La clinique de la dignité, les impasses de Cynthia Fleury

Dans cet essai, Cynthia Fleury se donne pour but de nous offrir la notion de dignité comme fondement de nos apports sociaux. Philosophe et psychanalyste de formation, elle intervient sur toutes les ondes comme dans la presse. Sa thèse de doctorat en philosophie, dirigée par Pierre Magnard, un spécialiste de la pensée catholique, a porté sur « la métaphysique de l’imagination ». Parmi ses nombreuses activités et responsabilités, elle a été nommée en 2013 membre du Comité consultatif national d’éthique (CCNE), elle siège au comité scientifique du Haut Conseil des biotechnologies, a été administratrice externe au conseil d’administration de Suez Environnement, sans doute pare qu’elle est sensible à la question écologique.
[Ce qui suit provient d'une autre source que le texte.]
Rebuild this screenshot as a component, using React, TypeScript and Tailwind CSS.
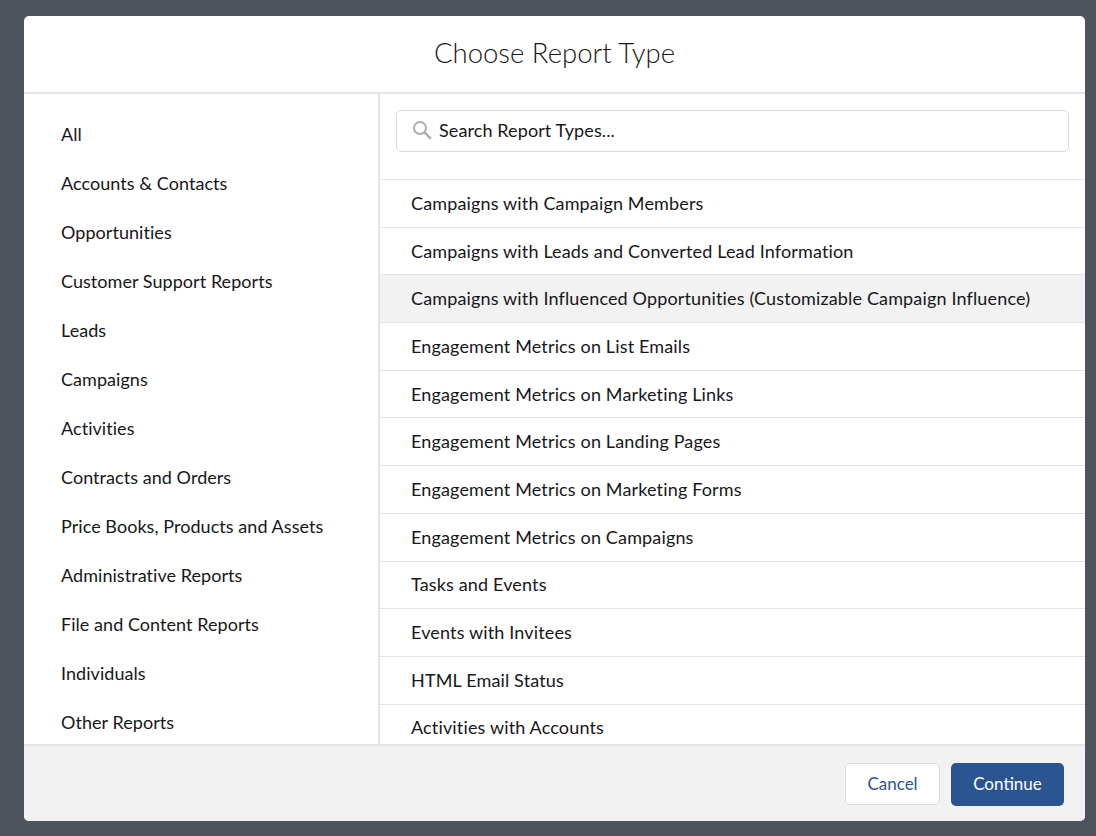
import React from 'react';

const categories = [
  'All',
  'Accounts & Contacts',
  'Opportunities',
  'Customer Support Reports',
  'Leads',
  'Campaigns',
  'Activities',
  'Contracts and Orders',
  'Price Books, Products and Assets',
  'Administrative Reports',
  'File and Content Reports',
  'Individuals',
  'Other Reports',
];

const reportTypes = [
  'Campaigns with Campaign Members',
  'Campaigns with Leads and Converted Lead Information',
  'Campaigns with Influenced Opportunities (Customizable Campaign Influence)',
  'Engagement Metrics on List Emails',
  'Engagement Metrics on Marketing Links',
  'Engagement Metrics on Landing Pages',
  'Engagement Metrics on Marketing Forms',
  'Engagement Metrics on Campaigns',
  'Tasks and Events',
  'Events with Invitees',
  'HTML Email Status',
  'Activities with Accounts',
];

const App = () => {
  return (
    <div className="h-[836px] overflow-hidden bg-[#4f535e] pl-[24px] pr-[11px] pt-[16px] font-['Lato',sans-serif] text-[#16171a]">
      <div className="flex h-[805px] flex-col overflow-hidden rounded-[5px] bg-white">
        {/* Header */}
        <div className="flex h-[78px] shrink-0 items-center justify-center border-b-2 border-[#e4e4e4] pb-[2px]">
          <h2 className="text-[27.5px] font-light text-[#16171a]">Choose Report Type</h2>
        </div>

        {/* Body */}
        <div className="flex min-h-0 flex-1">
          <nav className="w-[354px] shrink-0 overflow-hidden pl-[37px] pt-[15px]">
            {categories.map((name) => (
              <div key={name} className="flex h-[49px] items-center text-[18px] leading-none tracking-[0.05px]">
                {name}
              </div>
            ))}
          </nav>
          <div className="min-w-0 flex-1 overflow-hidden border-l-2 border-[#e4e4e4]">
            <div className="h-[86px] border-b-[1.5px] border-[#e4e4e4] px-[16px] pt-[16px]">
              <div className="flex h-[42px] items-center gap-[8px] rounded-[5px] border border-[#d8d8d8] pb-[2px] pl-[15px]">
                <svg viewBox="0 0 20 20" className="h-[20px] w-[20px] text-[#b0adab]" fill="none" stroke="currentColor">
                  <circle cx="8" cy="8" r="6" strokeWidth="2" />
                  <path d="M12.5 12.5 L18.2 18.2" strokeWidth="2.4" strokeLinecap="round" />
                </svg>
                <span className="-ml-[1px] text-[18px] leading-none tracking-[0.1px]">Search Report Types...</span>
              </div>
            </div>
            {reportTypes.map((name, i) => (
              <div
                key={name}
                className={`flex h-[47.7px] items-center border-b border-[#e4e4e4] pb-[1px] pl-[31px] text-[18px] leading-none tracking-[0.15px] ${
                  i === 2 ? 'bg-[#f2f2f2]' : ''
                }`}
              >
                {name}
              </div>
            ))}
          </div>
        </div>

        {/* Footer */}
        <div className="flex h-[77px] shrink-0 items-start justify-end gap-[11px] border-t-2 border-[#e4e4e4] bg-[#f2f2f2] pr-[21px] pt-[17px]">
          <button className="h-[42px] w-[95px] rounded-[5px] border border-[#dcdcdc] bg-white pb-[1px] text-[17px] text-[#2a5591]">
            Cancel
          </button>
          <button className="h-[43px] w-[113px] rounded-[5px] bg-[#2a5591] pb-[2px] text-[17px] text-white">
            Continue
          </button>
        </div>
      </div>
    </div>
  );
};

export default App;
Si elle nous propose une clinique de la dignité, c’est qu’elle constate « la multiplication des formes dégradée de dignité dans les institutions et les pratiques sociales ».

La notion de dignité

Dans une première partie, Cynthia Fleury tente de donner ses lettres de noblesse à la notion de dignité, elle cherche à en retrouver les traces dans la philosophie, la bioéthique. Néanmoins elle reconnait l’origine religieuse de ce principe moral :

« Les théologiens ont toujours défendu une conception de la dignité humaine inséparable de l’idée de créature à l’image de Dieu, tenant précisément sa valeur de cette filiation ».

Si la Déclaration des droits de l’homme de 1948 l’invoque, ce n’est qu’au nom d’un fondement du droit. Voici son premier paragraphe :

« Considérant que la reconnaissance de la dignité inhérente à tous les membres de la famille humaine et de leurs droits égaux et inaliénables constitue le fondement de la liberté, de la justice et de la paix dans le monde. »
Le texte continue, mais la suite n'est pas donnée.